4 tips for evaluating competences

tips for evaluating competences

4 tips for evaluating competences

Competences are much harder to assess than knowledge. Especially when it comes to complex skills. Does a presentation, for example, show originality, creativity and critical thinking? Is a writing assignment strong in content, grammatically correct and well structured? That is much harder to measure. From research we distilled the following 4 tips for evaluating competences. 

In an attempt to assess complex skills in the best possible way, teachers often use rubrics or criterion lists. With these tools, assignments are divided into sub-competences of which each are analysed, scored, and added up into one final score. Working with such criterion lists can sometimes be useful, for example in making feedback tangible. But it can also be time-consuming, and often gives a false sense of reliability. It’s likely that criteria overlap and that they are open to multiple interpretations. Moreover, you push the bigger picture out of sight by merely zooming in on the smaller parts. The following tips can make evaluating competences just a little bit easier.

Tip 1: Start from your learning objectives

The first function of testing or assessment is not to collect grades, but to find out to what extent certain learning objectives are achieved. Evaluation, therefore, starts with clear learning objectives. Was it your intention to teach the students knowledge? Or were you aiming more at skills and competences? Think about what exactly you want to measure. Choose tests or tasks that match your learning objectives.

Tip 2: Rely on your expertise, not on selection criteria

Suppose you give an essay separate marks on criteria such as spelling, sentence structure, word usage, layout, content and structure, and then add up the marks. You think this would give you a ‘logical’ final score, but it often leaves you with the feeling you are wrong. Recognisable? The quality of a piece of work is indeed not the sum of its parts, but is primarily determined by the interaction between the parts. So look at the end product and trust your expertise to make a judgement.

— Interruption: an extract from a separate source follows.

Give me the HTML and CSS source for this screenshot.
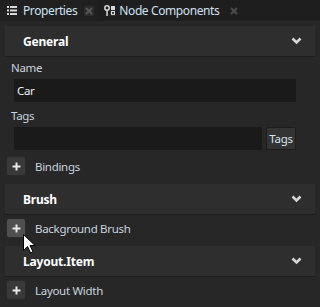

Tip 3: Compare assignments

First, go through all the assignments or watch all the presentations. Write down a series of pluses and minuses, but do not grade them yet. Finally, put all the assignments in order, from lower to higher quality, and hand out your final scores. Do you have a large number of tasks to grade? Use a comparing tool to help you.

Tip 4: Work together

The ‘four-eyes principle’, where complex tasks are viewed by two assessors, was created to avoid too large individual differences. So ask a departmental or parallel colleague to go through your assignments and make their own ranking. How does he or she rank the same assignments? Are you on the same page? Discuss what you liked and disliked and come to a consensus. Such discussions are often inspiring. Exchanging how you deal with certain topics and what you expect from the students is beneficial for a better coordination between subjects and teachers.